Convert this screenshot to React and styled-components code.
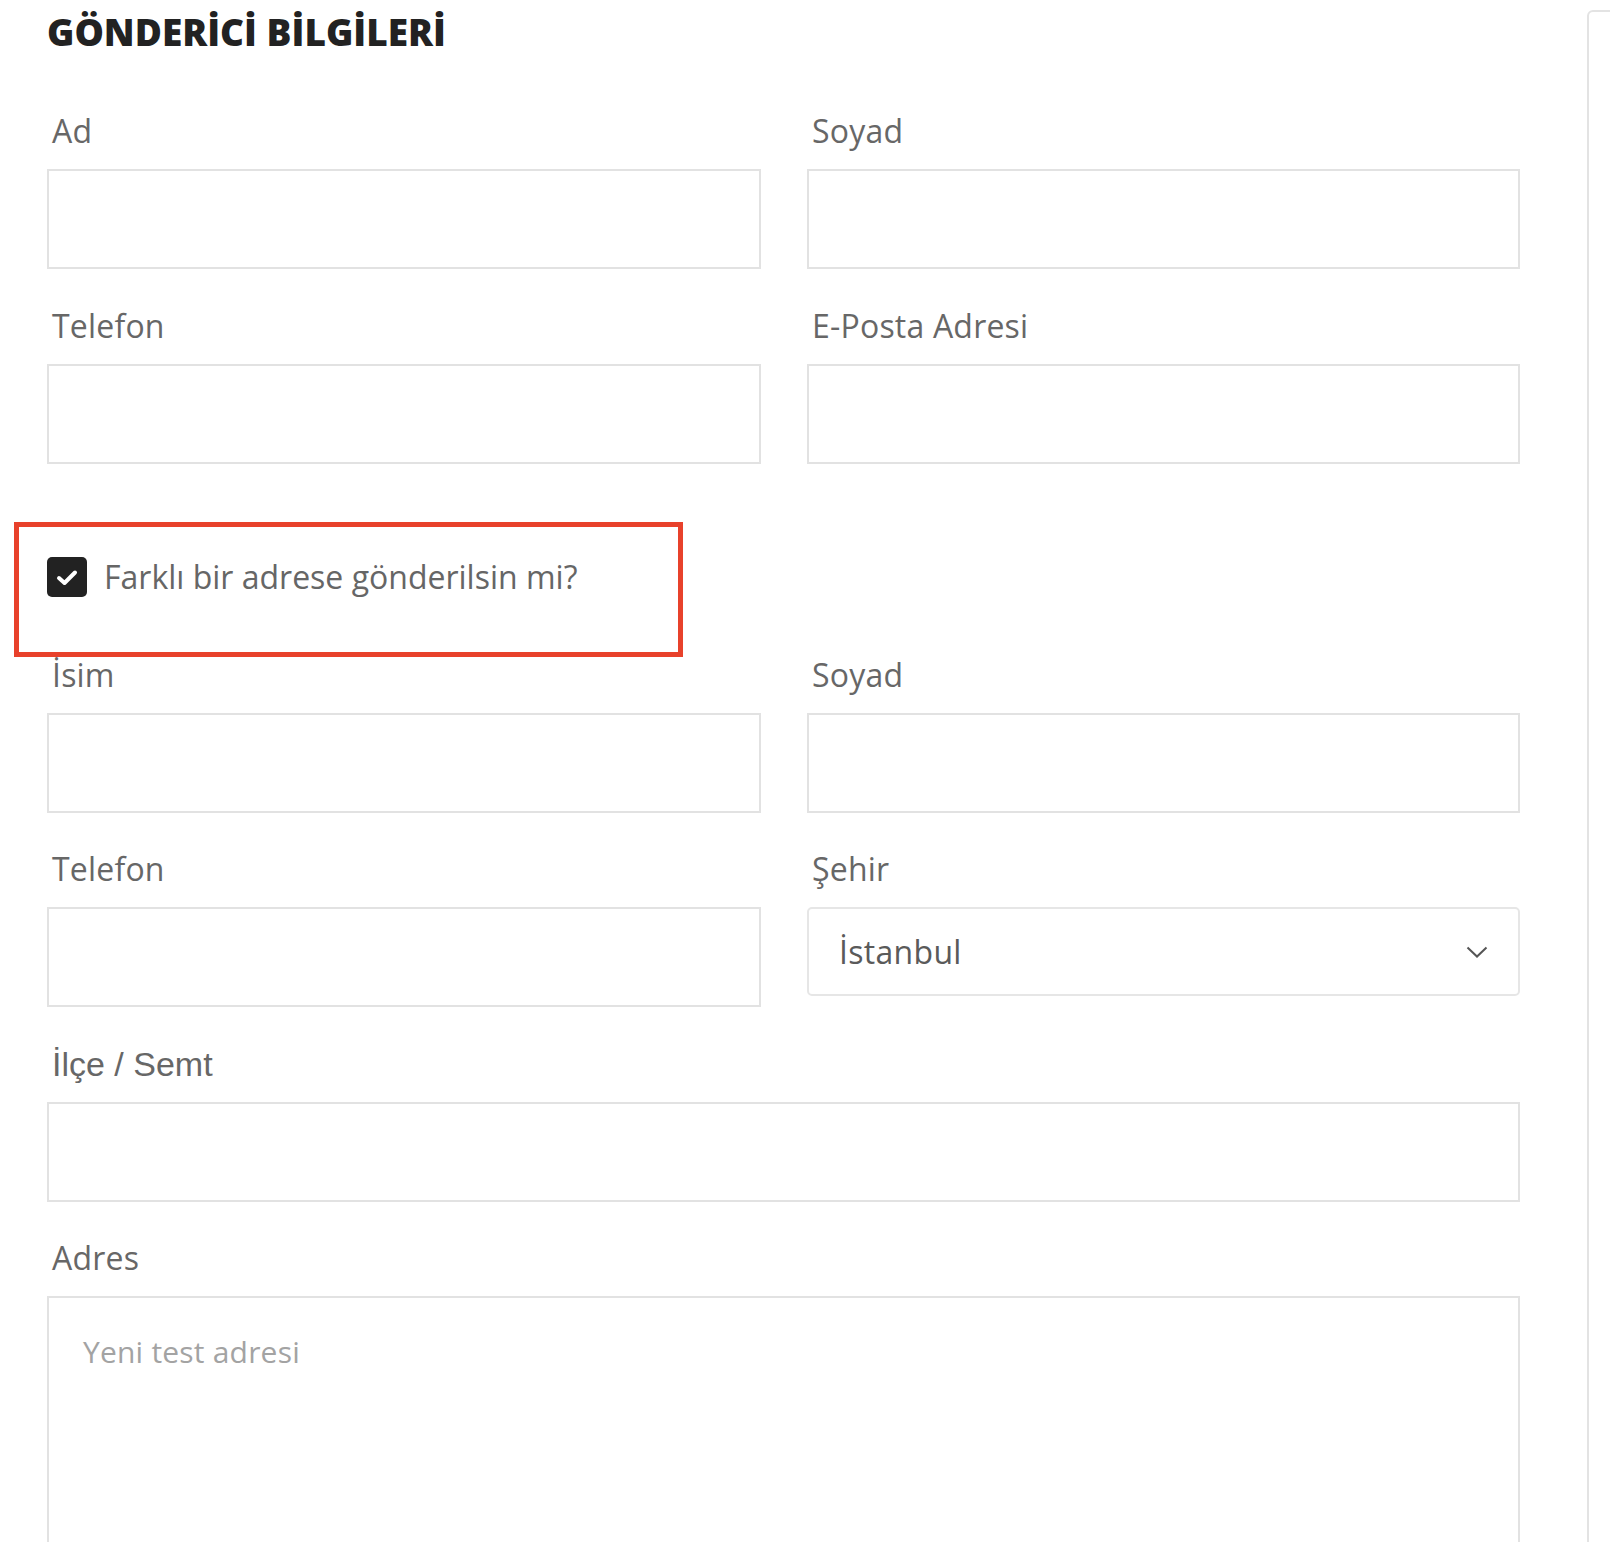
import React from "react";
import styled, { createGlobalStyle } from "styled-components";

const Global = createGlobalStyle`
  html, body {
    margin: 0;
    padding: 0;
    background: #ffffff;
    overflow: hidden;
  }
  body {
    font-family: "Open Sans", "Noto Sans", Arial, sans-serif;
  }
  * { box-sizing: border-box; }
`;

const Page = styled.div`
  display: flex;
  align-items: flex-start;
  height: 1542px;
  overflow: hidden;
  padding-left: 47px;
`;

const Form = styled.form`
  width: 1473px;
  flex-shrink: 0;
  display: flex;
  flex-direction: column;
`;

const Title = styled.h2`
  margin: 9px 0 0 0;
  font-family: "Open Sans", sans-serif;
  font-weight: 800;
  font-size: 37px;
  line-height: 45px;
  color: #222222;
  letter-spacing: 0;
`;

const Grid = styled.div`
  display: grid;
  grid-template-columns: 714px 713px;
  column-gap: 46px;
  row-gap: 36.5px;
  margin-top: ${(p) => p.$top || 0}px;
`;

const Field = styled.div`
  display: flex;
  flex-direction: column;
  grid-column: ${(p) => (p.$wide ? "1 / span 2" : "auto")};
`;

const Label = styled.label`
  display: block;
  padding-left: 5px;
  margin-bottom: 18px;
  font-family: ${(p) =>
    p.$arial ? '"Liberation Sans", Arial, sans-serif' : '"Open Sans", sans-serif'};
  font-size: ${(p) => (p.$arial ? 34 : 32)}px;
  line-height: 40px;
  letter-spacing: ${(p) => (p.$arial ? 0 : 0.2)}px;
  color: #676767;
`;

const Input = styled.input`
  display: block;
  width: 100%;
  height: 100px;
  border: 2px solid #e2e2e2;
  border-radius: 0;
  background: #fff;
  outline: none;
  padding: 0 32px;
  font-family: "Open Sans", sans-serif;
  font-size: 30px;
`;

const SelectBox = styled.div`
  display: flex;
  align-items: center;
  justify-content: space-between;
  height: 89px;
  border: 2px solid #e6e6e6;
  border-radius: 5px;
  padding: 0 30px 0 30px;
  font-family: "Open Sans", sans-serif;
  font-size: 32px;
  letter-spacing: 0.3px;
  color: #5a5a5a;
`;

const TextArea = styled.textarea`
  display: block;
  width: 100%;
  height: 320px;
  border: 2px solid #e2e2e2;
  border-radius: 0;
  outline: none;
  resize: none;
  padding: 34px 34px;
  font-family: "Open Sans", sans-serif;
  font-size: 30px;
  line-height: 40px;
  letter-spacing: 0.2px;
  &::placeholder {
    color: #a3a3a3;
  }
`;

const CheckSection = styled.div`
  position: relative;
  margin-top: 93px;
  margin-bottom: 58px;
`;

const CheckRow = styled.label`
  display: flex;
  align-items: center;
  gap: 17px;
  height: 40px;
  font-family: "Open Sans", sans-serif;
  font-size: 32px;
  color: #666666;
`;

const CheckBox = styled.span`
  display: flex;
  align-items: center;
  justify-content: center;
  width: 40px;
  height: 40px;
  border-radius: 5px;
  background: #222222;
  flex-shrink: 0;
`;

const Annotation = styled.div`
  position: absolute;
  left: -33px;
  top: -35px;
  width: 669px;
  height: 135px;
  border: 5px solid #e8412b;
  pointer-events: none;
`;

const SidePanel = styled.aside`
  flex-shrink: 0;
  margin-left: 67px;
  margin-top: 10px;
  width: 400px;
  height: 1700px;
  border: 2px solid #e3e3e3;
  border-radius: 6px;
`;

const Check = () => (
  <svg width="40" height="40" viewBox="0 0 40 40">
    <polyline
      points="12,21 17.5,26 28,15.5"
      fill="none"
      stroke="#ffffff"
      strokeWidth="4"
      strokeLinecap="round"
      strokeLinejoin="round"
    />
  </svg>
);

const Chevron = () => (
  <svg width="22" height="12" viewBox="0 0 22 12">
    <polyline
      points="1.5,1.5 11,10.5 20.5,1.5"
      fill="none"
      stroke="#555555"
      strokeWidth="2"
    />
  </svg>
);

export default function App() {
  return (
    <>
      <Global />
      <Page>
        <Form onSubmit={(e) => e.preventDefault()}>
          <Title>GÖNDERİCİ BİLGİLERİ</Title>
          <Grid $top={57}>
            <Field>
              <Label>Ad</Label>
              <Input type="text" />
            </Field>
            <Field>
              <Label>Soyad</Label>
              <Input type="text" />
            </Field>
            <Field>
              <Label>Telefon</Label>
              <Input type="tel" />
            </Field>
            <Field>
              <Label>E-Posta Adresi</Label>
              <Input type="email" />
            </Field>
          </Grid>

          <CheckSection>
            <CheckRow>
              <CheckBox>
                <Check />
              </CheckBox>
              Farklı bir adrese gönderilsin mi?
            </CheckRow>
            <Annotation />
          </CheckSection>

          <Grid>
            <Field>
              <Label>İsim</Label>
              <Input type="text" />
            </Field>
            <Field>
              <Label>Soyad</Label>
              <Input type="text" />
            </Field>
            <Field>
              <Label>Telefon</Label>
              <Input type="tel" />
            </Field>
            <Field>
              <Label>Şehir</Label>
              <SelectBox>
                <span>İstanbul</span>
                <Chevron />
              </SelectBox>
            </Field>
            <Field $wide>
              <Label $arial>İlçe / Semt</Label>
              <Input type="text" />
            </Field>
            <Field $wide>
              <Label>Adres</Label>
              <TextArea placeholder="Yeni test adresi" />
            </Field>
          </Grid>
        </Form>
        <SidePanel />
      </Page>
    </>
  );
}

★ ★ ★ ★ ★

Requirements
Using the listing above, return all lines where the word "React" occurs.

Expected output
Convert this screenshot to React and styled-components code.
import React from "react";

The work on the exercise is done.